Reverb charges a selling fee of 5% on the total the buyer pays — that includes both the item price and the shipping you charge. This is the commission Reverb takes for connecting you with a buyer and managing the transaction. The fee has a floor (minimum) of $0.50 per order, so even a very cheap listing never costs less than fifty cents. More importantly for gear sellers, there is a cap: the selling fee will never exceed $500 on a single order, regardless of how high the sale price goes.
This cap is meaningful if you sell high-value instruments. Sell a vintage guitar for $12,000 and the uncapped fee would be $600 — but Reverb limits it to $500. Sell a $25,000 grand piano and the selling fee is still $500. The calculator always applies the cap automatically and shows you a note when it kicks in, so you can see both the capped fee and what it would have been without it.
What Reverb Payments charges.
On top of the selling fee, Reverb charges a payment processing fee through its integrated Reverb Payments system. For standard sellers, this is 3.19% of the order total plus a $0.49 fixed fee per transaction. Reverb Preferred Sellers pay a slightly lower 2.99% plus the same $0.49 fixed fee.
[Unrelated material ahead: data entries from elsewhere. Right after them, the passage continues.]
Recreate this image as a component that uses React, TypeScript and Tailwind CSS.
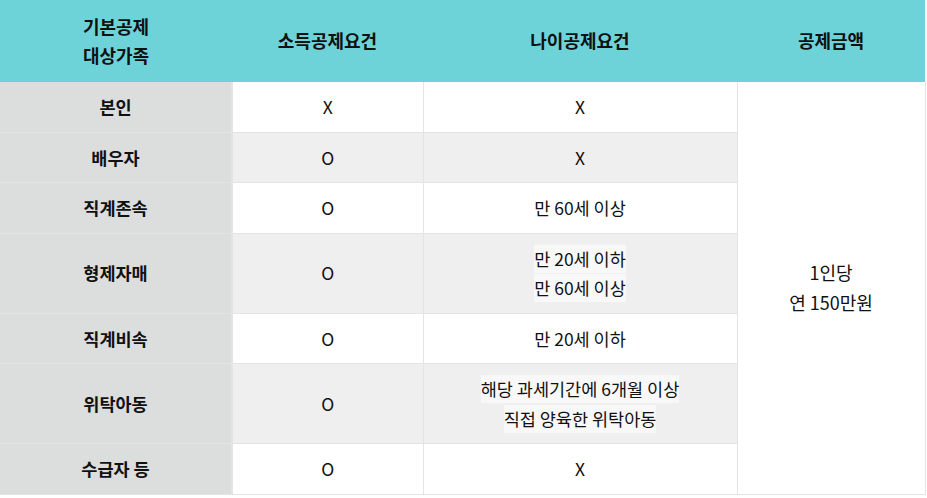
const ROWS: { family: string; income: string; age: string[]; marked?: boolean }[] = [
  { family: '본인', income: 'X', age: ['X'] },
  { family: '배우자', income: 'O', age: ['X'] },
  { family: '직계존속', income: 'O', age: ['만 60세 이상'] },
  { family: '형제자매', income: 'O', age: ['만 20세 이하', '만 60세 이상'], marked: true },
  { family: '직계비속', income: 'O', age: ['만 20세 이하'] },
  { family: '위탁아동', income: 'O', age: ['해당 과세기간에 6개월 이상', '직접 양육한 위탁아동'], marked: true },
  { family: '수급자 등', income: 'O', age: ['X'] }
];

export default function App() {
  return (
    <div
      className="bg-white text-[17.5px] text-[#111]"
      style={{ fontFamily: '"Noto Sans CJK KR", "Noto Sans", sans-serif' }}
    >
      <table className="w-[925px] table-fixed border-collapse text-center leading-[29.5px]">
        <colgroup>
          <col className="w-[232px]" />
          <col className="w-[191px]" />
          <col className="w-[314px]" />
          <col className="w-[188px]" />
        </colgroup>
        <thead className="bg-[#6ed3d8] text-[18px] font-bold">
          <tr className="h-[82px]">
            <th className="font-bold">
              기본공제
              <br />
              대상가족
            </th>
            <th className="font-bold">소득공제요건</th>
            <th className="font-bold">나이공제요건</th>
            <th className="font-bold">공제금액</th>
          </tr>
        </thead>
        <tbody>
          {ROWS.map((row, i) => {
            const shaded = i % 2 === 1;
            return (
              <tr key={row.family} className={shaded ? 'bg-[#efefef]' : 'bg-white'}>
                <td className="border border-l-0 border-t-0 border-[#e4e4e4] border-r-2 bg-[#dcdddd] py-[10px] font-bold">
                  {row.family}
                </td>
                <td className="border border-t-0 border-[#e4e4e4] py-[10px]">{row.income}</td>
                <td className="border border-t-0 border-[#e4e4e4] py-[10px]">
                  {row.age.map((line) => (
                    <div key={line}>
                      {row.marked ? (
                        <span className="inline-block bg-[#f8f8f8] leading-[28px]">{line}</span>
                      ) : (
                        line
                      )}
                    </div>
                  ))}
                </td>
                {i === 0 ? (
                  <td rowSpan={ROWS.length} className="border border-t-0 border-[#e4e4e4] bg-white text-[18px]">
                    1인당
                    <br />연 150만원
                  </td>
                ) : null}
              </tr>
            );
          })}
        </tbody>
      </table>
    </div>
  );
}
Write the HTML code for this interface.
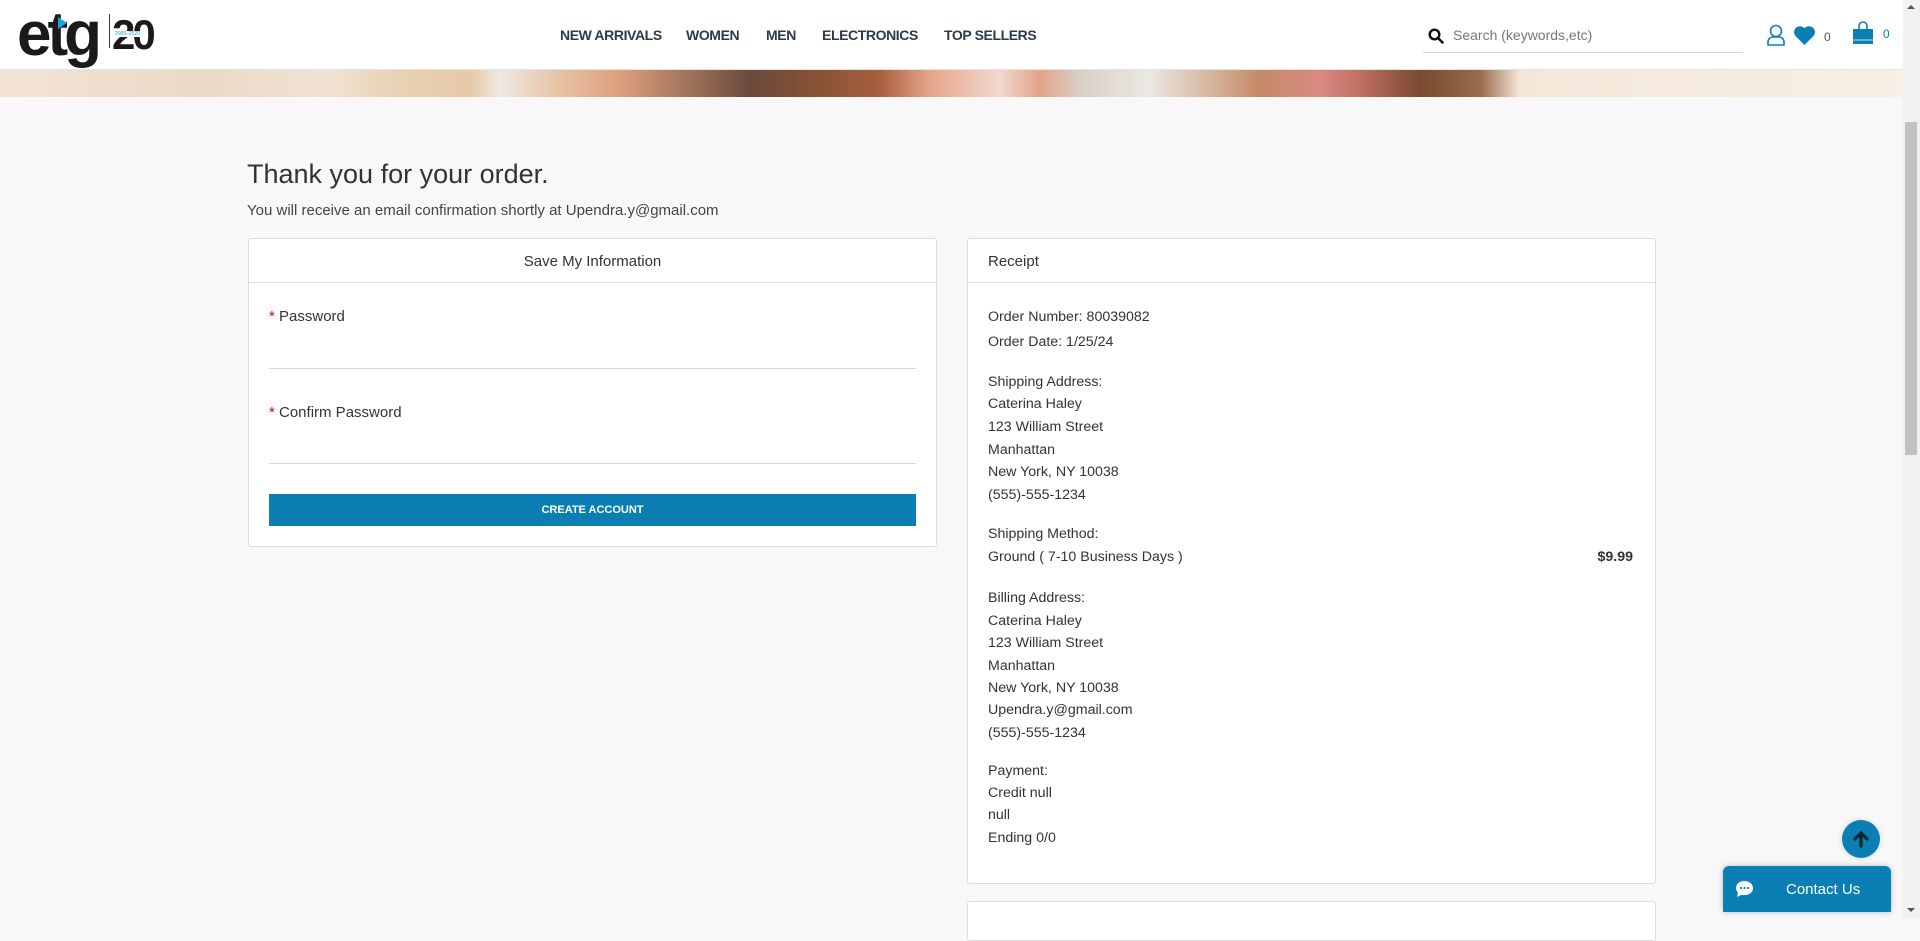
<!DOCTYPE html>
<html><head><meta charset="utf-8"><style>
*{box-sizing:border-box;margin:0;padding:0}
body{width:1920px;height:919px;overflow:hidden;background:#f8f8f8;font-family:"Liberation Sans",sans-serif;color:#333;position:relative}
.hdr{position:absolute;left:0;top:0;width:1903px;height:70px;background:#fff;border-bottom:1px solid #e2e2e2}
.banner{position:absolute;left:0;top:70px;width:1903px;height:27px;background:linear-gradient(90deg,#f3e4d6 0,#ecd9c6 200px,#f0e2d4 330px,#e9d3b5 390px,#e6c9a8 470px,#efe8e2 500px,#e7c2a4 560px,#dca07c 620px,#6a4a3c 750px,#8a5236 820px,#a8603e 880px,#e6a68a 930px,#f2d8cf 1000px,#e2a488 1040px,#d8d0c6 1080px,#ebe8e3 1150px,#c58a66 1260px,#d98a82 1320px,#c07060 1360px,#7a4a30 1420px,#9a6a4c 1480px,#f4e7da 1520px,#f8efe5 1903px)}
.nav{position:absolute;top:27px;font-size:14px;font-weight:bold;color:#2d3a4a;letter-spacing:-0.4px}
.sb{position:absolute;left:1903px;top:0;width:17px;height:919px;background:#f1f1f1}
.thumb{position:absolute;left:1905px;top:122px;width:12px;height:333px;background:#c1c1c1}
.card{position:absolute;background:#fff;border:1px solid #dcdcdc;border-radius:3px}
.card .h{height:44px;border-bottom:1px solid #dcdcdc;font-size:15px;line-height:46px}
.lbl{position:absolute;left:20px;font-size:15px}
.lbl b{color:#c00;font-weight:normal}
.ul{position:absolute;left:20px;right:20px;height:1px;background:#d8d8d8}
.btn{position:absolute;left:20px;right:20px;top:255px;height:32px;background:#0b7fb3;color:#fff;font-size:11px;text-align:center;line-height:33px;font-weight:bold}
.r{position:absolute;left:20px;font-size:14.2px;color:#333;white-space:nowrap;margin-top:1px}
</style></head><body>
<div class="hdr"></div>
<div style="position:absolute;left:17px;top:2px;font-size:62px;font-weight:bold;color:#1a1a1a;letter-spacing:-4px;line-height:66px">etg</div>
<div style="position:absolute;left:58px;top:17px;width:0;height:0;border-top:6px solid transparent;border-bottom:6px solid transparent;border-left:9px solid #1aa3e0"></div>
<div style="position:absolute;left:109px;top:14px;width:1px;height:34px;background:#333"></div>
<div style="position:absolute;left:112px;top:10px;font-size:42px;font-weight:bold;color:#1a1a1a;letter-spacing:-3px;line-height:50px">20</div>
<div style="position:absolute;left:115px;top:31px;font-size:5px;color:#1aa3e0;background:#fff">2000–2020</div>
<div class="nav" style="left:560px">NEW ARRIVALS</div>
<div class="nav" style="left:686px">WOMEN</div>
<div class="nav" style="left:766px">MEN</div>
<div class="nav" style="left:822px">ELECTRONICS</div>
<div class="nav" style="left:944px">TOP SELLERS</div>
<svg style="position:absolute;left:1428px;top:28px" width="16" height="16" viewBox="0 0 16 16"><circle cx="6.5" cy="6.5" r="4.8" fill="none" stroke="#111" stroke-width="2.4"/><path d="M10 10l4.5 4.5" stroke="#111" stroke-width="2.6" stroke-linecap="round"/></svg>
<div style="position:absolute;left:1453px;top:27px;font-size:14px;color:#777">Search (keywords,etc)</div>
<div style="position:absolute;left:1423px;top:52px;width:320px;height:1px;background:#d8d8d8"></div>
<svg style="position:absolute;left:1766px;top:24px" width="20" height="22" viewBox="0 0 20 22"><circle cx="10" cy="7" r="5.5" fill="none" stroke="#0b7fb3" stroke-width="1.6"/><path d="M2 21v-3a5 5 0 0 1 5-5h6a5 5 0 0 1 5 5v3z" fill="none" stroke="#0b7fb3" stroke-width="1.6"/></svg>
<svg style="position:absolute;left:1793px;top:25px" width="23" height="20" viewBox="0 0 24 21"><path d="M12 21L2.5 11.5A6 6 0 0 1 12 3.5a6 6 0 0 1 9.5 8z" fill="#0b7fb3"/></svg>
<div style="position:absolute;left:1824px;top:30px;font-size:12px;color:#555">0</div>
<svg style="position:absolute;left:1852px;top:21px" width="22" height="23" viewBox="0 0 22 23"><path d="M7 9V5a4 4 0 0 1 8 0v4" fill="none" stroke="#0b7fb3" stroke-width="1.6"/><path d="M1 8h20v15H1z" fill="#0b7fb3"/><path d="M1 19h20" stroke="#fff" stroke-width="0.8"/></svg>
<div style="position:absolute;left:1883px;top:27px;font-size:12px;color:#0b7fb3">0</div>
<div class="banner"></div>
<div style="position:absolute;left:247px;top:159px;font-size:27px;color:#333">Thank you for your order.</div>
<div style="position:absolute;left:247px;top:202px;font-size:15px;color:#444">You will receive an email confirmation shortly at Upendra.y@gmail.com</div>
<div class="card" style="left:248px;top:238px;width:689px;height:309px">
<div class="h" style="text-align:center">Save My Information</div>
<div class="lbl" style="top:69px"><b>*</b> Password</div>
<div class="ul" style="top:129px"></div>
<div class="lbl" style="top:165px"><b>*</b> Confirm Password</div>
<div class="ul" style="top:224px"></div>
<div class="btn">CREATE ACCOUNT</div>
</div>
<div class="card" style="left:967px;top:238px;width:689px;height:646px">
<div class="h" style="padding-left:20px">Receipt</div>
<div class="r" style="top:69px">Order Number: 80039082</div>
<div class="r" style="top:94px">Order Date: 1/25/24</div>
<div class="r" style="top:134px">Shipping Address:</div>
<div class="r" style="top:156px">Caterina Haley</div>
<div class="r" style="top:179px">123 William Street</div>
<div class="r" style="top:202px">Manhattan</div>
<div class="r" style="top:224px">New York, NY 10038</div>
<div class="r" style="top:247px">(555)-555-1234</div>
<div class="r" style="top:286px">Shipping Method:</div>
<div class="r" style="top:309px">Ground ( 7-10 Business Days )</div>
<div class="r" style="top:309px;left:auto;right:22px;font-weight:bold">$9.99</div>
<div class="r" style="top:350px">Billing Address:</div>
<div class="r" style="top:373px">Caterina Haley</div>
<div class="r" style="top:395px">123 William Street</div>
<div class="r" style="top:418px">Manhattan</div>
<div class="r" style="top:440px">New York, NY 10038</div>
<div class="r" style="top:462px">Upendra.y@gmail.com</div>
<div class="r" style="top:485px">(555)-555-1234</div>
<div class="r" style="top:523px">Payment:</div>
<div class="r" style="top:545px">Credit null</div>
<div class="r" style="top:567px">null</div>
<div class="r" style="top:590px">Ending 0/0</div>
</div>
<div class="card" style="left:967px;top:901px;width:689px;height:40px"></div>
<div style="position:absolute;left:1842px;top:820px;width:38px;height:38px;border-radius:50%;background:#0b7fb3;box-shadow:0 0 3px 2px #e6e6e6"></div>
<svg style="position:absolute;left:1852px;top:830px" width="18" height="18" viewBox="0 0 18 18"><path d="M9 16V3M3 9l6-6 6 6" fill="none" stroke="#0d2530" stroke-width="3.2" stroke-linecap="round"/></svg>
<div style="position:absolute;left:1723px;top:866px;width:168px;height:46px;background:#0b7fb3;border-radius:6px 6px 0 0;box-shadow:0 0 6px rgba(0,0,0,.25)"></div>
<svg style="position:absolute;left:1735px;top:880px" width="19" height="18" viewBox="0 0 19 18"><path d="M9.5 1C4.5 1 1 4 1 8c0 1.8.8 3.4 2 4.6L2 17l4.5-2.3c.9.3 1.9.4 3 .4 5 0 8.5-3 8.5-7s-3.5-7-8.5-7z" fill="#fff"/><circle cx="6" cy="8" r="1.1" fill="#0b7fb3"/><circle cx="9.5" cy="8" r="1.1" fill="#0b7fb3"/><circle cx="13" cy="8" r="1.1" fill="#0b7fb3"/></svg>
<div style="position:absolute;left:1786px;top:881px;font-size:15px;color:#fff">Contact Us</div>
<div class="sb"></div><div class="thumb"></div>
<div style="position:absolute;left:1907px;top:5px;border-left:4px solid transparent;border-right:4px solid transparent;border-bottom:4px solid #555"></div>
<div style="position:absolute;left:1907px;top:908px;border-left:4px solid transparent;border-right:4px solid transparent;border-top:4px solid #555"></div>
</body></html>
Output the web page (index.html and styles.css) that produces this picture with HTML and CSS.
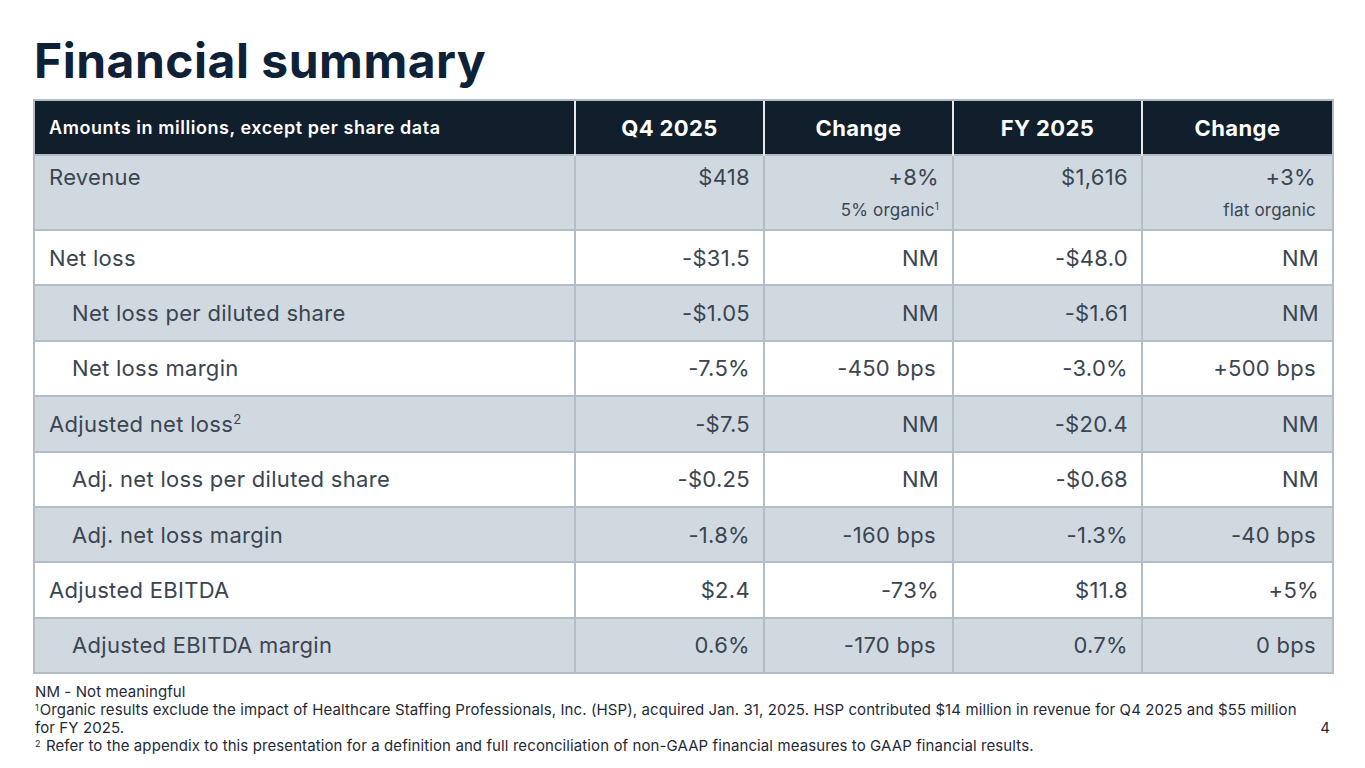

Unlike the selling fee, the processing fee has no published cap — it scales with the order amount. On a $1,050 sale (a $1,000 guitar with $50 shipping), the standard processing fee works out to $33.99. Toggle the Preferred Seller option in the calculator to see the difference; on a $1,050 sale the saving is about $2.10.
What is the Reverb Preferred Seller program?
Reverb's Preferred Seller program rewards high-performing sellers with a lower payment processing rate (2.99% instead of 3.19%). Qualification is based on metrics like sales volume, response rate, and positive feedback. The selling fee percentage remains 5% for all sellers — it is only the processing rate that changes. If you qualify for Preferred Seller status, the saving adds up meaningfully on volume: on $50,000 in annual sales, the 0.2% lower rate saves you $100.
Why the fee applies to shipping, not just the item price.
Many sellers are surprised to learn that Reverb's 5% selling fee applies to the shipping you charge the buyer, not just the item price. This is standard across most marketplaces (Etsy does the same). It means offering high shipping rates is effectively more expensive: on a $500 item with $100 shipping, the selling fee is 5% × $600 = $30, not $25. The calculator includes this correctly — enter your actual shipping charge and it uses the right base.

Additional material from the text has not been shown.